マンモグラフィ(乳房・乳腺専門のレントゲン撮影)
乳がんの初期症状の一つである石灰化した胸のしこりの発見に適している
20代~30代の若い世代では、乳腺が緊密に張り巡らされているので、しこりが見つかりにくい場合も
超音波診断
X線を使わない検査方法で、妊娠、授乳中でも受けられる 石灰化したしこりの発見は困難
超音波診断とマンモグラフィ、それぞれ単独での乳がんの発見率は85%程度です。安心のために両方を受診するようにしましょう。
乳がんが増えている理由
- 生活習慣の変化(食事の欧米化)
- 少子晩婚化
食生活の欧米化や都市型の便利な生活は肥満になりやすく、乳がんのリスクにもなります。
乳がんは女性ホルモンの影響が大きいので、初潮が早い、閉経が遅い、出産経験がない人はかかりやすいとも言われています。
生活習慣の変化
アメリカでは8人に1人が乳がんを発症しています。
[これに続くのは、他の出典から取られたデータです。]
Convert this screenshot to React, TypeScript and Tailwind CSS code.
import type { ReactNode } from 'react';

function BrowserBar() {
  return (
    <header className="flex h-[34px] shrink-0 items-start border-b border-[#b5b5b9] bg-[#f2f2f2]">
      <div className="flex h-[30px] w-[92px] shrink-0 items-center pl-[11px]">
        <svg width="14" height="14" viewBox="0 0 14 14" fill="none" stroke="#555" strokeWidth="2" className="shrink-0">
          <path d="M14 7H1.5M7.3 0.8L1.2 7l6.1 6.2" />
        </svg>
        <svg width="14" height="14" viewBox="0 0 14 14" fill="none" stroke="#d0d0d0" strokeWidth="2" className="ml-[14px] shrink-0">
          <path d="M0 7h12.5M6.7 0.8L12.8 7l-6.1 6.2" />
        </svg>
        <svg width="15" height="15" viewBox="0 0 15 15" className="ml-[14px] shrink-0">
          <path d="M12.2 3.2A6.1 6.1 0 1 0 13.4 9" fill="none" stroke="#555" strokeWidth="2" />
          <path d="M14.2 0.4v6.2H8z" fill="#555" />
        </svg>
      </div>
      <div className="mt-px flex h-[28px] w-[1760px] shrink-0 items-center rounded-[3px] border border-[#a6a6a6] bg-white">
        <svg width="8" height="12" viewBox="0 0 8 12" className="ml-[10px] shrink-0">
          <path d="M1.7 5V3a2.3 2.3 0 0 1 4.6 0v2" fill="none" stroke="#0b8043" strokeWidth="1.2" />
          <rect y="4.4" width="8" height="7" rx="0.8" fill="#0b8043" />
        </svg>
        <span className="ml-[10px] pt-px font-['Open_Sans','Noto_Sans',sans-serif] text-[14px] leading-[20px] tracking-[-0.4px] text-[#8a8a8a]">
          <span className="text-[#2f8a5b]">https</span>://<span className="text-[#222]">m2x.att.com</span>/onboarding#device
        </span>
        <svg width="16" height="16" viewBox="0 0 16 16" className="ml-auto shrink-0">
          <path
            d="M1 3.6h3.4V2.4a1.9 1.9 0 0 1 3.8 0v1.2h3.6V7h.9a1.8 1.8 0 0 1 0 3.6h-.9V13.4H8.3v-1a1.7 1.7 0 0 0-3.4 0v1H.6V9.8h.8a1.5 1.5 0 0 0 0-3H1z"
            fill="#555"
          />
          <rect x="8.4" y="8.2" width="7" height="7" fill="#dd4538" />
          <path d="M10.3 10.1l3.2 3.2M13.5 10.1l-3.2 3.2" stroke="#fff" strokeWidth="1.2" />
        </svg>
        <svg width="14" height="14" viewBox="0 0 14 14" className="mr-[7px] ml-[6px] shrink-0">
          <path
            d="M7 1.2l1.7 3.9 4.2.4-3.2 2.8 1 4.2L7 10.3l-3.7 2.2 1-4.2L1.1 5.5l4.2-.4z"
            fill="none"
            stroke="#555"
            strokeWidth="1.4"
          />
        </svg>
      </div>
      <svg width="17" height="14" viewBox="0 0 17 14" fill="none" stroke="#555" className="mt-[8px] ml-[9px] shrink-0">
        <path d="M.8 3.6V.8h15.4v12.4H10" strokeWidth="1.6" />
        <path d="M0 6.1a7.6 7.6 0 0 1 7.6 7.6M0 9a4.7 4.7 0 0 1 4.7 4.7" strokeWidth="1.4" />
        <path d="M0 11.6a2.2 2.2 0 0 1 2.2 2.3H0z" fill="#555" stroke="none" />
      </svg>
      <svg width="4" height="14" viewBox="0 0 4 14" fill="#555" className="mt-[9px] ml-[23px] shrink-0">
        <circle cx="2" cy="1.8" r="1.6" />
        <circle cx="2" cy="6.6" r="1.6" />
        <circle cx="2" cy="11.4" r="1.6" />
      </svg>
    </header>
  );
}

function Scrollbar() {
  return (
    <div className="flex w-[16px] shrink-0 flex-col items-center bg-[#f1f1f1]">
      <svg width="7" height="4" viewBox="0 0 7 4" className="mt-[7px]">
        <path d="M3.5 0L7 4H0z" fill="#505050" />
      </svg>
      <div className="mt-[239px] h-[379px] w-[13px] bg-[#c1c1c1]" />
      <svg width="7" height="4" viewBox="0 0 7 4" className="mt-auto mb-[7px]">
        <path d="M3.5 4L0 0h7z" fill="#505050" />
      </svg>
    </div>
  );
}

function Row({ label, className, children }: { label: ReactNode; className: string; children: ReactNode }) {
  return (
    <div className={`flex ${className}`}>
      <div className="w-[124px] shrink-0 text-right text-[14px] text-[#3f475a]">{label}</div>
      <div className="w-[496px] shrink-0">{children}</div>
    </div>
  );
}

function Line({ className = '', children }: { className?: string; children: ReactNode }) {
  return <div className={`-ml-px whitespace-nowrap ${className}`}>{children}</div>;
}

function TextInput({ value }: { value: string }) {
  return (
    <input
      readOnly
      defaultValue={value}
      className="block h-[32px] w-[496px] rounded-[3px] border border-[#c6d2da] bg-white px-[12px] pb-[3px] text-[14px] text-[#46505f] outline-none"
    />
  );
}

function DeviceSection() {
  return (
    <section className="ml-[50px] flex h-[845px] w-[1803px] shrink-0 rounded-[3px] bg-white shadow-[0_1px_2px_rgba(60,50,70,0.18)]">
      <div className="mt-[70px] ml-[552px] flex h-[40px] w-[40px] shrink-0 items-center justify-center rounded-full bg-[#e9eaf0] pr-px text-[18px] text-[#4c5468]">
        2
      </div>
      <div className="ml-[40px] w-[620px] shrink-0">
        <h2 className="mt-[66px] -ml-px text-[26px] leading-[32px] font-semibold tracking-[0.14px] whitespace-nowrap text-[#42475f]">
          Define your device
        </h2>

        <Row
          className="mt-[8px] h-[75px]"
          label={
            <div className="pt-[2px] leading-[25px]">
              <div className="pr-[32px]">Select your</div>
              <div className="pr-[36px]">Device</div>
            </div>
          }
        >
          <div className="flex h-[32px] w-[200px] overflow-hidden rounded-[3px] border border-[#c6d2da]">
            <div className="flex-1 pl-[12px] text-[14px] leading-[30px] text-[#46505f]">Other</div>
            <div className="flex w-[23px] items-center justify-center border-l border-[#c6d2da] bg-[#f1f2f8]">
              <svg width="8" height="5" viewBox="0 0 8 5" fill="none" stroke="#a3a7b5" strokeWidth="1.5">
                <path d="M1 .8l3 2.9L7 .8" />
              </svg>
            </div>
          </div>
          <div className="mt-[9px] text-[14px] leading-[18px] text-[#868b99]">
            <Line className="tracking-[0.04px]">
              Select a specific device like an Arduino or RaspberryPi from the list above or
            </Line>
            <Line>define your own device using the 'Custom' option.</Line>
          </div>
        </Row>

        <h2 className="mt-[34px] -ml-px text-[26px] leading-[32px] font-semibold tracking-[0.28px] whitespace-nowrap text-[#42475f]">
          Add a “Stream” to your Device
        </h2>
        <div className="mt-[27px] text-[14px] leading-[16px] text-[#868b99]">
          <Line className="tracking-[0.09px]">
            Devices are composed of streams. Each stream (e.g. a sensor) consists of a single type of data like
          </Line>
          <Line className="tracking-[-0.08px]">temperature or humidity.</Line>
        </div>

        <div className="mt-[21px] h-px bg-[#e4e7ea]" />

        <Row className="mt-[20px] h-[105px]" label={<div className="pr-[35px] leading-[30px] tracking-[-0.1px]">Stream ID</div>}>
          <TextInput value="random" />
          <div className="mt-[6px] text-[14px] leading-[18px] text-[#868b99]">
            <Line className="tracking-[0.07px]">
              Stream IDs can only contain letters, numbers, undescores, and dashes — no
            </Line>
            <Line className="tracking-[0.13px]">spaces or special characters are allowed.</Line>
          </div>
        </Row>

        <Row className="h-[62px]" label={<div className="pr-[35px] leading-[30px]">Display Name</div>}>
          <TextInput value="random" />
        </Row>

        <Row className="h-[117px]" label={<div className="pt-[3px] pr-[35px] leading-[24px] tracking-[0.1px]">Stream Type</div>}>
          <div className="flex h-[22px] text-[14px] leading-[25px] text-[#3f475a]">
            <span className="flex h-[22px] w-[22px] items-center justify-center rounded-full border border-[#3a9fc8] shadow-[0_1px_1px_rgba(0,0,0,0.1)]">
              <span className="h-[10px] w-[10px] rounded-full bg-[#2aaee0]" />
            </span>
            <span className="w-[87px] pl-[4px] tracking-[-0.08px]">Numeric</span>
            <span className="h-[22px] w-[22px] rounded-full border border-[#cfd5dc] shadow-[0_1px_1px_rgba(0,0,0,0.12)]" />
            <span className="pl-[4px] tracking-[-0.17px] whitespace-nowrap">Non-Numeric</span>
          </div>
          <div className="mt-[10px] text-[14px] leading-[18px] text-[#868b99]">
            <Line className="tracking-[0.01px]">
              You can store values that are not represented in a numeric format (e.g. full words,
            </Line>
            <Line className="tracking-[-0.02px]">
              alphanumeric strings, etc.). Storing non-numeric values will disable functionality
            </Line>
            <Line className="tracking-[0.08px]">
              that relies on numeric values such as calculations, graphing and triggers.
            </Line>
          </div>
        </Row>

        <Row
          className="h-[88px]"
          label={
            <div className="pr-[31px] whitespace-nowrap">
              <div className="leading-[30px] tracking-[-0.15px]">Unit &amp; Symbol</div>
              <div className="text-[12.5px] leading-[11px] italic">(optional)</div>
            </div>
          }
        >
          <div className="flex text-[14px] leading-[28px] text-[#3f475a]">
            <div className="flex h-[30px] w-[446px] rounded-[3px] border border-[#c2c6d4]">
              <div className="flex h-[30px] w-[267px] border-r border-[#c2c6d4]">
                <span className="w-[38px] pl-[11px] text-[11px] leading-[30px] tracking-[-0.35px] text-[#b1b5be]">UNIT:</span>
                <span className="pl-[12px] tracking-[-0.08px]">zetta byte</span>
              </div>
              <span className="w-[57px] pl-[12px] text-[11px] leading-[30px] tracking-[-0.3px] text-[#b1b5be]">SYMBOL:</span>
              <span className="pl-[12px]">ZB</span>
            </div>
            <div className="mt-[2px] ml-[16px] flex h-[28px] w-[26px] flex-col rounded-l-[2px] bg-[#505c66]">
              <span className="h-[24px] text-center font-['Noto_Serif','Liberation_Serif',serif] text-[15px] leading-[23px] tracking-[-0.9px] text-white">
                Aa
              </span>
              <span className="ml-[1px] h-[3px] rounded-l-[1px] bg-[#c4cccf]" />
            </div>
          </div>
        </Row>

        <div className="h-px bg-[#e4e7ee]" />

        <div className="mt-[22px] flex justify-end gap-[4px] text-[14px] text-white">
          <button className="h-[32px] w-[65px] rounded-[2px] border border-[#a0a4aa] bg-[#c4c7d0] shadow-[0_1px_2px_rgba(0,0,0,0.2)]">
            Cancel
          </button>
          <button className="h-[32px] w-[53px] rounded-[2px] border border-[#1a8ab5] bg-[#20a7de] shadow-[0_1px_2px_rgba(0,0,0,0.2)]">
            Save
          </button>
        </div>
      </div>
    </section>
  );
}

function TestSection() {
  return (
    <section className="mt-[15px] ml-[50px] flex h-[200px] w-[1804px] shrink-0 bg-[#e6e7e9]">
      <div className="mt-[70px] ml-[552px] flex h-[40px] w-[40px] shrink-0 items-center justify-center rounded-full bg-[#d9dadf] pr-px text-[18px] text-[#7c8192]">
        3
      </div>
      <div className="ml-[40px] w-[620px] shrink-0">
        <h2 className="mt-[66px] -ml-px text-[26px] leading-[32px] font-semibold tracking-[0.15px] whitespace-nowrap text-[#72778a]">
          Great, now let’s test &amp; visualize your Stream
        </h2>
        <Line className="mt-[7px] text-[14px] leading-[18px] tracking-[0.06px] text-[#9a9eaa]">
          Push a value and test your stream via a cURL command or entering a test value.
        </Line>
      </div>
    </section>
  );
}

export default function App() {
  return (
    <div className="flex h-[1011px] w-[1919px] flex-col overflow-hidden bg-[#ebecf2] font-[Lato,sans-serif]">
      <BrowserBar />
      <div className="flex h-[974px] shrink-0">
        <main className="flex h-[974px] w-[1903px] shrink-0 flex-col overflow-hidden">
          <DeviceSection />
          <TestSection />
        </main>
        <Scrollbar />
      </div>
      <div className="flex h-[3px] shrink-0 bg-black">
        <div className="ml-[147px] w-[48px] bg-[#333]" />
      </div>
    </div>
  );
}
日本での罹患率の増加は、食事の欧米化など、生活習慣の変化が挙げられています。
女性にも男性ホルモンが分泌されますが、皮下脂肪に多く存在するアロマターゼという酵素に、男性ホルモンを女性ホルモンに変える働きがあります。
閉経して卵巣から女性ホルモンが分泌されなくなっても、肥満の人はこの酵素が皮下脂肪にある男性ホルモンを、女性ホルモンに変えてしまうため、女性ホルモンの影響を受けます。
少子晩婚化
妊娠、授乳中は月経がなく、女性ホルモンは休止状態です。
ライフスタイルの変化で女性も働くようになり、少子晩婚化でお休みの期間なく月経が続くようになることで、女性ホルモンの影響にさらされていることも、乳がんが増加している要因です。
イソフラボンは女性ホルモンの働き?
かつて日本人に乳がん患者が少なかったのは、欧米人に比べ大豆食品を多く食べていたことが関係しているかもしれません。
イソフラボンは女性ホルモンの働きをする、過剰な女性ホルモンをコントロールする、とも言われています(明確な実証はありません)。
豆腐や味噌、納豆などバランスの良い食品と運動習慣に注意すると良いでしょう。
再発・転移は2~3年後に多い
再発・転移が起こるのは手術後2~3年語が最も多く起こりますが、10年、20年たった後に発見されることがあります。
手術後も長期にわたって補助療法が行われるのは、再発;転移を防ぐためです。最初に発見された時の病気が進んでいるほど、再発・転移が起こりやすいとされます。
発見は一定の大きさになってから
がんと一緒に乳房やその下の筋肉まで切除しても、およそ30%~40%の患者さんに再発・転移がみられるとされます。
乳がんが始めて発見された時には、目に見えず、検査でもわからないような「微小転移」が、すでにどこかに潜んでいると考えられています。
微小転移が体のどこかにあっても、一定の大きさになるまで発見できないのです。手術後の定期的な検診と、少なくとも月に1回は自己検診をすることが重要です。
※遠隔転移の場合は、自覚症状が現れてから治療を始めても、治療成績にはあまり変わりはありません。
遠隔転移を見つけるために色々な検査を受けるのは、体の負担が大きく、ほとんどメリットは無いので、自覚症状や気になる体調の変化が有った時に主治医に伝えるようにしましょう。
再発・転移とは
「再発」は,目にみえないがん細胞のかたまりが,乳がんになった最初の時点から微小転移としてからだのどこかに潜んでいて,初期治療などもくぐり抜けて後になって出てくることです。
手術をした側の乳房やその周囲の皮膚やリンパ節に起こるものを「局所再発」といい,骨や肺などの乳房から離れた場所に発生する場合を「転移」あるいは「遠隔転移」といいます。
手術後の検査とその頻度
問診、視触診 手術後1~3年目 3~6ヶ月ごと 手術後4~5年目 6~12ヶ月ごと 手術後6年目以降 年1回 マンモグラフィ 年1回 血液検査や各種画像検査 気になる症状がある場合、必要に応じて
まとめ~セルフチェックで早期発見
乳がんになっても乳房を残すには、早期発見が必須です。
年に一回の乳がん検診のほか、自分でも入浴時におっぱいをなでる、触ることを習慣にすることで、発見しにくい10mm大のがんを見つけることは可能です
月に一度は、さらに念入りにチェック!他の臓器への転移の可能性が高くなる20mm以上になる前に早期発見することが重要です。